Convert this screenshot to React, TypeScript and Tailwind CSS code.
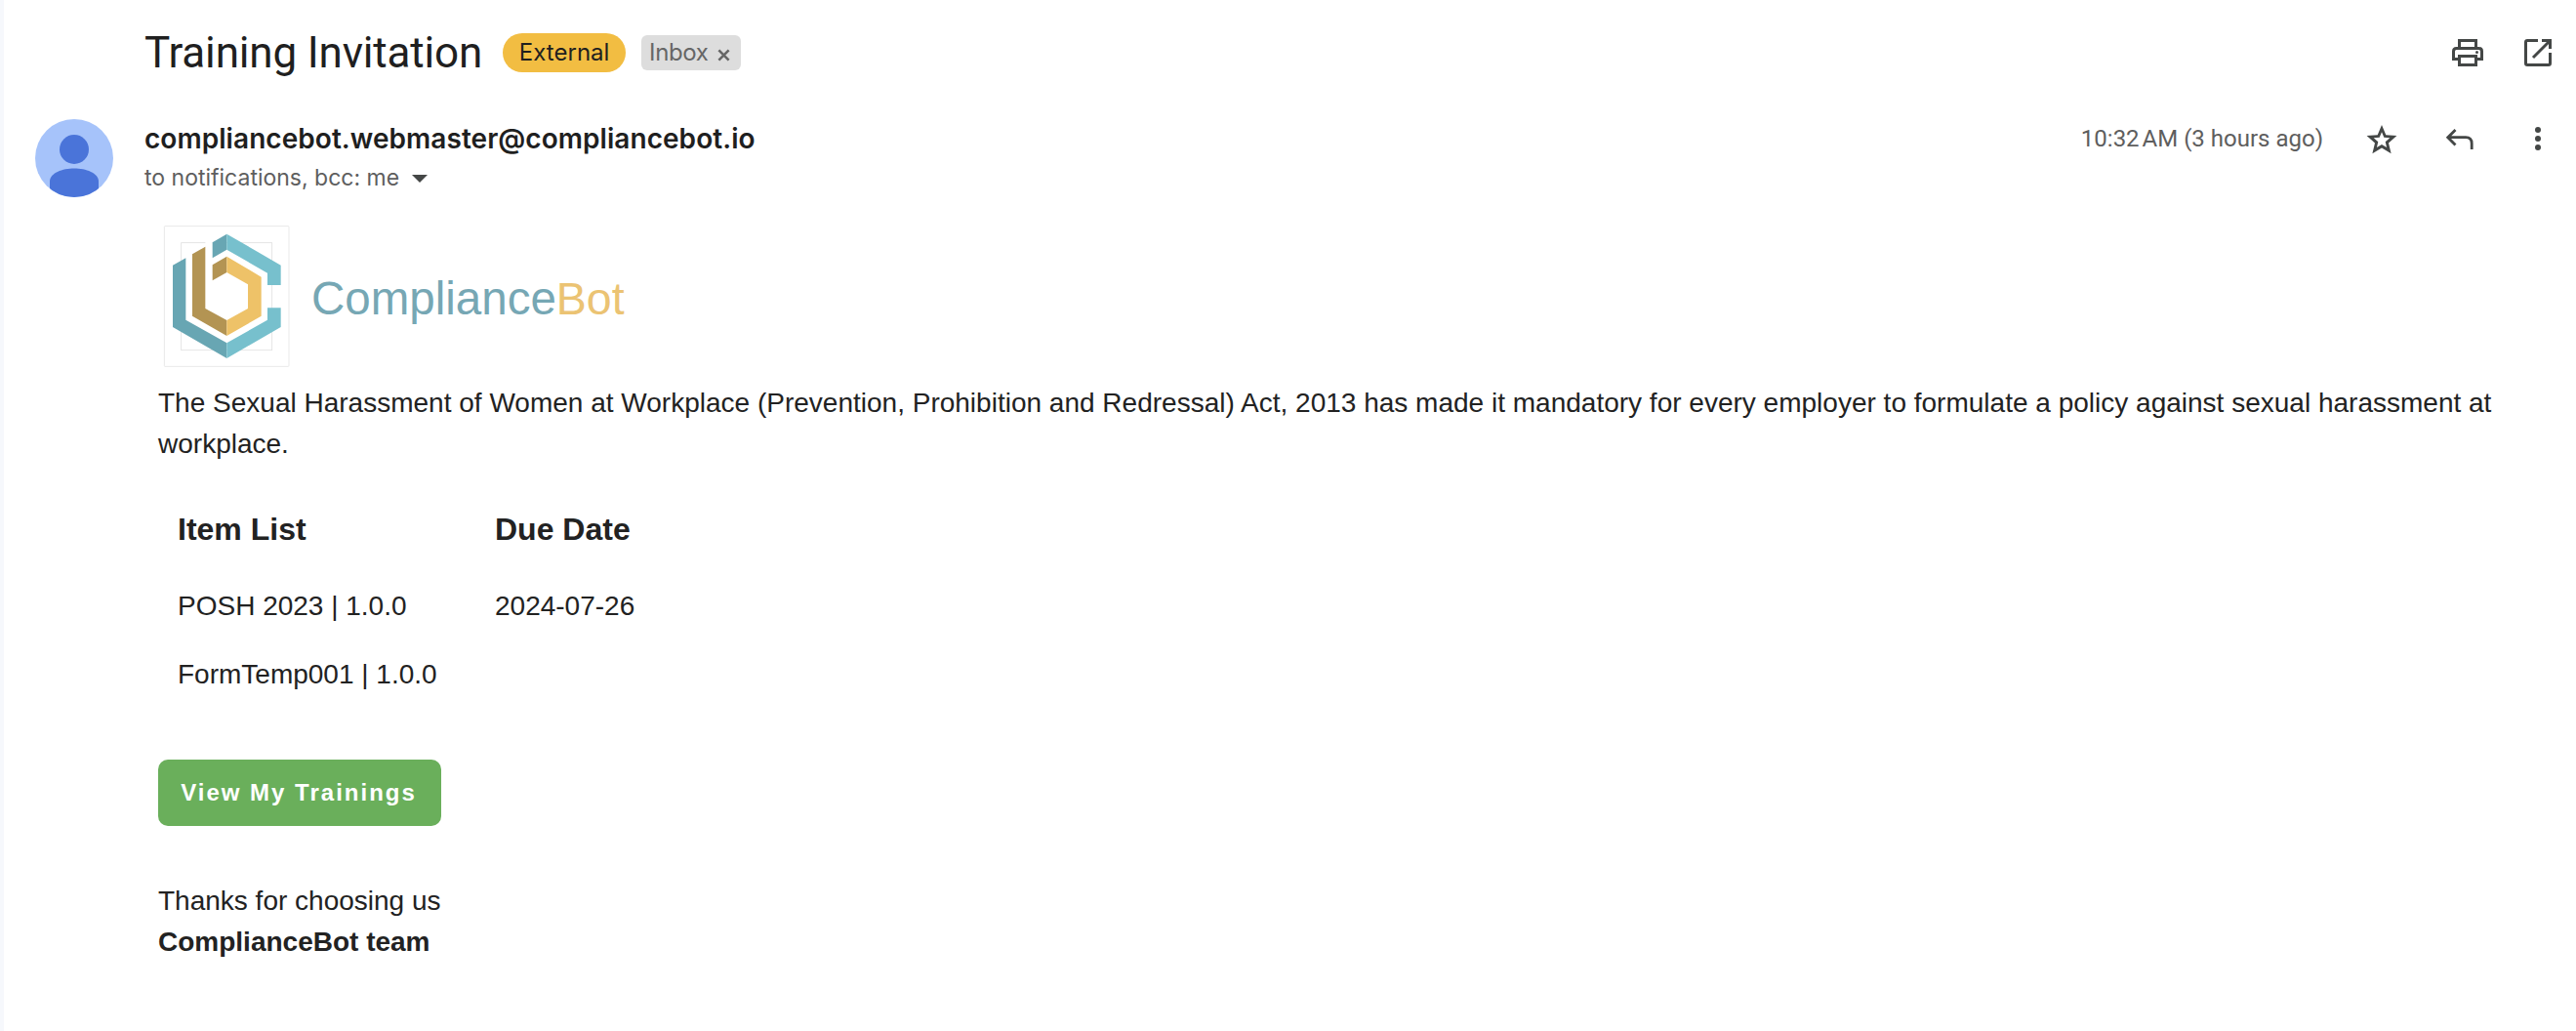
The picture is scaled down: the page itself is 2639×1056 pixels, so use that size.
import React from 'react';

const TRAININGS = [
  { item: 'POSH 2023 | 1.0.0', due: '2024-07-26' },
  { item: 'FormTemp001 | 1.0.0', due: '' },
];

const PrintIcon = () => (
  <svg className="w-8 h-7" viewBox="0 0 32 28" fill="none" stroke="currentColor" strokeWidth="3">
    <path d="M7.5 8.5V1.5H24.5V8.5" />
    <path d="M7 20.5H1.5V12.5Q1.5 9.5 4.5 9.5H27.5Q30.5 9.5 30.5 12.5V20.5H25" />
    <path d="M7.5 17.5H24.5V26.5H7.5Z" />
    <circle cx="25.5" cy="13.5" r="1.5" fill="currentColor" stroke="none" />
  </svg>
);

const OpenIcon = () => (
  <svg className="w-7 h-7" viewBox="0 0 28 28" fill="none" stroke="currentColor" strokeWidth="3">
    <path d="M14 1.5H3.2Q1.5 1.5 1.5 3.2V24.8Q1.5 26.5 3.2 26.5H24.8Q26.5 26.5 26.5 24.8V14" />
    <path d="M18 1.5H26.5V10M26 2L9 19" />
  </svg>
);

const StarIcon = () => (
  <svg className="mt-0.5 w-8 h-[30px]" viewBox="0 0 32 30" fill="currentColor" fillRule="evenodd">
    <path d="M16 0L20.3 10.2L31.4 11.1L23 18.4L25.6 29.2L16 23.4L6.4 29.2L9 18.4L0.6 11.1L11.7 10.2ZM16 7.3L13.7 12.8L7.7 13.3L12.3 17.2L10.9 23L16 19.9L21.1 23L19.7 17.2L24.3 13.3L18.3 12.8Z" />
  </svg>
);

const ReplyIcon = () => (
  <svg className="mt-px w-7 h-[21px]" viewBox="0 0 28 21" fill="none" stroke="currentColor" strokeWidth="2.8">
    <path d="M9.5 1L1.8 8.7L9.5 16.4M2 8.7H20Q26.2 8.7 26.2 15V21" />
  </svg>
);

const MoreIcon = () => (
  <svg className="w-6 h-6" viewBox="0 0 24 24" fill="currentColor">
    <circle cx="12" cy="3" r="3" />
    <circle cx="12" cy="12" r="3" />
    <circle cx="12" cy="21" r="3" />
  </svg>
);

const Avatar = () => (
  <svg className="w-20 h-20 rounded-full bg-[#a6c3fa]" viewBox="0 0 80 80" fill="#4a74d9">
    <circle cx="40" cy="31" r="15" />
    <path d="M15 80V64C15 55 28 50.5 40 50.5S65 55 65 64V80Z" />
  </svg>
);

const LogoMark = () => (
  <svg className="w-[145px] h-[155px]" viewBox="0 0 435 465">
    <rect x="25" y="20" width="383" height="431" rx="2" fill="none" stroke="#e9e9e9" strokeWidth="3" />
    <rect x="77" y="71" width="279" height="330" fill="none" stroke="#e0e0e0" strokeWidth="2.5" />
    {/* white fill keeps the guide square out of the gaps */}
    <path d="M91 118L111 106V296L217 357V379L91 308Z" fill="#fff" />
    <path d="M151 60H173V118L151 130Z" fill="#fff" />
    {/* C */}
    <path d="M51 140L91 118V308L217 379V426L51 330Z" fill="#68a6b3" />
    <path d="M173 70L217 44V92L173 118Z" fill="#68a6b3" />
    <path d="M217 44L383 140V201H342V164L217 92Z" fill="#77c0cd" />
    <path d="M217 379L342 308V271H383V330L217 426Z" fill="#77c0cd" />
    {/* b */}
    <path d="M111 106L151 83V273L217 309V357L111 296Z" fill="#b39453" />
    <path d="M173 139L217 113V162L173 187Z" fill="#b39453" />
    <path d="M217 113L323 176V296L217 357V309L282 273V199L217 162Z" fill="#eec268" />
  </svg>
);

export const MailHeader = () => {
  return (
    <header className="pt-[14px]">
      <div className="flex items-center h-20 pl-36 pr-[25px]">
        <h1 className="font-['Roboto',sans-serif] text-[44px] leading-[52px] tracking-[-0.17px] text-[#1f1f1f]">
          Training Invitation
        </h1>
        <span className="ml-[21px] flex h-10 w-[126px] items-center justify-center rounded-full bg-[#f2bd42] font-['Inter',sans-serif] text-[24px] text-[#1f1f1f]">
          External
        </span>
        <span className="ml-4 flex h-9 w-[102px] items-center rounded-md bg-[#ddd] pl-2 font-['Inter',sans-serif] text-[24px] tracking-[-0.4px] text-[#666]">
          Inbox
          <svg className="ml-[10px] mt-1 w-[13px] h-[13px]" viewBox="0 0 14 14" stroke="#666" strokeWidth="2.8">
            <path d="M1.5 1.5L12.5 12.5M12.5 1.5L1.5 12.5" />
          </svg>
        </span>
        <div className="ml-auto flex items-center gap-[42px] text-[#444746]">
          <PrintIcon />
          <OpenIcon />
        </div>
      </div>

      <div className="mt-7 flex items-start pl-8 pr-[27px]">
        <Avatar />
        <div className="ml-8 font-['Inter',sans-serif]">
          <p className="text-[28px] leading-10 font-semibold tracking-[0.05px] text-[#1f1f1f]">
            compliancebot.webmaster@compliancebot.io
          </p>
          <p className="flex items-center text-[23px] leading-10 text-[#5e5e5e]">
            to notifications, bcc: me
            <svg className="ml-[13px] mt-0.5 w-4 h-2" viewBox="0 0 16 8" fill="#444746">
              <path d="M0 0H16L8 8Z" />
            </svg>
          </p>
        </div>
        <div className="ml-auto flex h-10 items-center text-[#444746]">
          <span className="mr-11 font-['Roboto',sans-serif] text-[24px] text-[#5e5e5e]">
            10:32{'\u202f'}AM (3 hours ago)
          </span>
          <StarIcon />
          <span className="ml-[50px]"><ReplyIcon /></span>
          <span className="ml-[54px]"><MoreIcon /></span>
        </div>
      </div>
    </header>
  );
};

export const MailBody = () => {
  return (
    <main className="pl-[158px] pr-[60px] font-['Liberation_Sans',sans-serif] text-[28px] leading-[42px] text-[#222]">
      <div className="mt-[23px] ml-[-2px] flex items-center h-[155px]">
        <LogoMark />
        <p className="ml-[14px] mt-1.5 text-[47.5px] leading-none text-[#76a7b4]">
          Compliance<span className="text-[46.5px] text-[#ebc373]">Bot</span>
        </p>
      </div>

      <p className="mt-3 tracking-[0.005px]">
        The Sexual Harassment of Women at Workplace (Prevention, Prohibition and Redressal) Act, 2013 has made it
        mandatory for every employer to formulate a policy against sexual harassment at workplace.
      </p>

      <table className="mt-[23px] ml-5">
        <thead>
          <tr className="h-[86px] text-left text-[32px]">
            <th className="w-[325px]">Item List</th>
            <th>Due Date</th>
          </tr>
        </thead>
        <tbody>
          {TRAININGS.map((row) => (
            <tr key={row.item} className="h-[70px]">
              <td className="pt-px">{row.item}</td>
              <td className="pt-px">{row.due}</td>
            </tr>
          ))}
        </tbody>
      </table>

      <button className="mt-[53px] block h-[68px] w-[290px] rounded-[10px] bg-[#6aaf5b] pr-0.5 text-[24px] font-bold tracking-[2px] text-white">
        View My Trainings
      </button>

      <p className="mt-14">Thanks for choosing us</p>
      <p className="font-bold">ComplianceBot team</p>
    </main>
  );
};

export default function App() {
  return (
    <div className="min-h-screen border-l-4 border-[#f6f8fc] bg-white">
      <MailHeader />
      <MailBody />
    </div>
  );
}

□ □ □

### THE PROBLEM:
Repeat the lines above exactly, and keep every picture out.

### TASK SOLUTION:
Convert this screenshot to React, TypeScript and Tailwind CSS code.
The picture is scaled down: the page itself is 2639×1056 pixels, so use that size.
import React from 'react';

const TRAININGS = [
  { item: 'POSH 2023 | 1.0.0', due: '2024-07-26' },
  { item: 'FormTemp001 | 1.0.0', due: '' },
];

const PrintIcon = () => (
  <svg className="w-8 h-7" viewBox="0 0 32 28" fill="none" stroke="currentColor" strokeWidth="3">
    <path d="M7.5 8.5V1.5H24.5V8.5" />
    <path d="M7 20.5H1.5V12.5Q1.5 9.5 4.5 9.5H27.5Q30.5 9.5 30.5 12.5V20.5H25" />
    <path d="M7.5 17.5H24.5V26.5H7.5Z" />
    <circle cx="25.5" cy="13.5" r="1.5" fill="currentColor" stroke="none" />
  </svg>
);

const OpenIcon = () => (
  <svg className="w-7 h-7" viewBox="0 0 28 28" fill="none" stroke="currentColor" strokeWidth="3">
    <path d="M14 1.5H3.2Q1.5 1.5 1.5 3.2V24.8Q1.5 26.5 3.2 26.5H24.8Q26.5 26.5 26.5 24.8V14" />
    <path d="M18 1.5H26.5V10M26 2L9 19" />
  </svg>
);

const StarIcon = () => (
  <svg className="mt-0.5 w-8 h-[30px]" viewBox="0 0 32 30" fill="currentColor" fillRule="evenodd">
    <path d="M16 0L20.3 10.2L31.4 11.1L23 18.4L25.6 29.2L16 23.4L6.4 29.2L9 18.4L0.6 11.1L11.7 10.2ZM16 7.3L13.7 12.8L7.7 13.3L12.3 17.2L10.9 23L16 19.9L21.1 23L19.7 17.2L24.3 13.3L18.3 12.8Z" />
  </svg>
);

const ReplyIcon = () => (
  <svg className="mt-px w-7 h-[21px]" viewBox="0 0 28 21" fill="none" stroke="currentColor" strokeWidth="2.8">
    <path d="M9.5 1L1.8 8.7L9.5 16.4M2 8.7H20Q26.2 8.7 26.2 15V21" />
  </svg>
);

const MoreIcon = () => (
  <svg className="w-6 h-6" viewBox="0 0 24 24" fill="currentColor">
    <circle cx="12" cy="3" r="3" />
    <circle cx="12" cy="12" r="3" />
    <circle cx="12" cy="21" r="3" />
  </svg>
);

const Avatar = () => (
  <svg className="w-20 h-20 rounded-full bg-[#a6c3fa]" viewBox="0 0 80 80" fill="#4a74d9">
    <circle cx="40" cy="31" r="15" />
    <path d="M15 80V64C15 55 28 50.5 40 50.5S65 55 65 64V80Z" />
  </svg>
);

const LogoMark = () => (
  <svg className="w-[145px] h-[155px]" viewBox="0 0 435 465">
    <rect x="25" y="20" width="383" height="431" rx="2" fill="none" stroke="#e9e9e9" strokeWidth="3" />
    <rect x="77" y="71" width="279" height="330" fill="none" stroke="#e0e0e0" strokeWidth="2.5" />
    {/* white fill keeps the guide square out of the gaps */}
    <path d="M91 118L111 106V296L217 357V379L91 308Z" fill="#fff" />
    <path d="M151 60H173V118L151 130Z" fill="#fff" />
    {/* C */}
    <path d="M51 140L91 118V308L217 379V426L51 330Z" fill="#68a6b3" />
    <path d="M173 70L217 44V92L173 118Z" fill="#68a6b3" />
    <path d="M217 44L383 140V201H342V164L217 92Z" fill="#77c0cd" />
    <path d="M217 379L342 308V271H383V330L217 426Z" fill="#77c0cd" />
    {/* b */}
    <path d="M111 106L151 83V273L217 309V357L111 296Z" fill="#b39453" />
    <path d="M173 139L217 113V162L173 187Z" fill="#b39453" />
    <path d="M217 113L323 176V296L217 357V309L282 273V199L217 162Z" fill="#eec268" />
  </svg>
);

export const MailHeader = () => {
  return (
    <header className="pt-[14px]">
      <div className="flex items-center h-20 pl-36 pr-[25px]">
        <h1 className="font-['Roboto',sans-serif] text-[44px] leading-[52px] tracking-[-0.17px] text-[#1f1f1f]">
          Training Invitation
        </h1>
        <span className="ml-[21px] flex h-10 w-[126px] items-center justify-center rounded-full bg-[#f2bd42] font-['Inter',sans-serif] text-[24px] text-[#1f1f1f]">
          External
        </span>
        <span className="ml-4 flex h-9 w-[102px] items-center rounded-md bg-[#ddd] pl-2 font-['Inter',sans-serif] text-[24px] tracking-[-0.4px] text-[#666]">
          Inbox
          <svg className="ml-[10px] mt-1 w-[13px] h-[13px]" viewBox="0 0 14 14" stroke="#666" strokeWidth="2.8">
            <path d="M1.5 1.5L12.5 12.5M12.5 1.5L1.5 12.5" />
          </svg>
        </span>
        <div className="ml-auto flex items-center gap-[42px] text-[#444746]">
          <PrintIcon />
          <OpenIcon />
        </div>
      </div>

      <div className="mt-7 flex items-start pl-8 pr-[27px]">
        <Avatar />
        <div className="ml-8 font-['Inter',sans-serif]">
          <p className="text-[28px] leading-10 font-semibold tracking-[0.05px] text-[#1f1f1f]">
            compliancebot.webmaster@compliancebot.io
          </p>
          <p className="flex items-center text-[23px] leading-10 text-[#5e5e5e]">
            to notifications, bcc: me
            <svg className="ml-[13px] mt-0.5 w-4 h-2" viewBox="0 0 16 8" fill="#444746">
              <path d="M0 0H16L8 8Z" />
            </svg>
          </p>
        </div>
        <div className="ml-auto flex h-10 items-center text-[#444746]">
          <span className="mr-11 font-['Roboto',sans-serif] text-[24px] text-[#5e5e5e]">
            10:32{'\u202f'}AM (3 hours ago)
          </span>
          <StarIcon />
          <span className="ml-[50px]"><ReplyIcon /></span>
          <span className="ml-[54px]"><MoreIcon /></span>
        </div>
      </div>
    </header>
  );
};

export const MailBody = () => {
  return (
    <main className="pl-[158px] pr-[60px] font-['Liberation_Sans',sans-serif] text-[28px] leading-[42px] text-[#222]">
      <div className="mt-[23px] ml-[-2px] flex items-center h-[155px]">
        <LogoMark />
        <p className="ml-[14px] mt-1.5 text-[47.5px] leading-none text-[#76a7b4]">
          Compliance<span className="text-[46.5px] text-[#ebc373]">Bot</span>
        </p>
      </div>

      <p className="mt-3 tracking-[0.005px]">
        The Sexual Harassment of Women at Workplace (Prevention, Prohibition and Redressal) Act, 2013 has made it
        mandatory for every employer to formulate a policy against sexual harassment at workplace.
      </p>

      <table className="mt-[23px] ml-5">
        <thead>
          <tr className="h-[86px] text-left text-[32px]">
            <th className="w-[325px]">Item List</th>
            <th>Due Date</th>
          </tr>
        </thead>
        <tbody>
          {TRAININGS.map((row) => (
            <tr key={row.item} className="h-[70px]">
              <td className="pt-px">{row.item}</td>
              <td className="pt-px">{row.due}</td>
            </tr>
          ))}
        </tbody>
      </table>

      <button className="mt-[53px] block h-[68px] w-[290px] rounded-[10px] bg-[#6aaf5b] pr-0.5 text-[24px] font-bold tracking-[2px] text-white">
        View My Trainings
      </button>

      <p className="mt-14">Thanks for choosing us</p>
      <p className="font-bold">ComplianceBot team</p>
    </main>
  );
};

export default function App() {
  return (
    <div className="min-h-screen border-l-4 border-[#f6f8fc] bg-white">
      <MailHeader />
      <MailBody />
    </div>
  );
}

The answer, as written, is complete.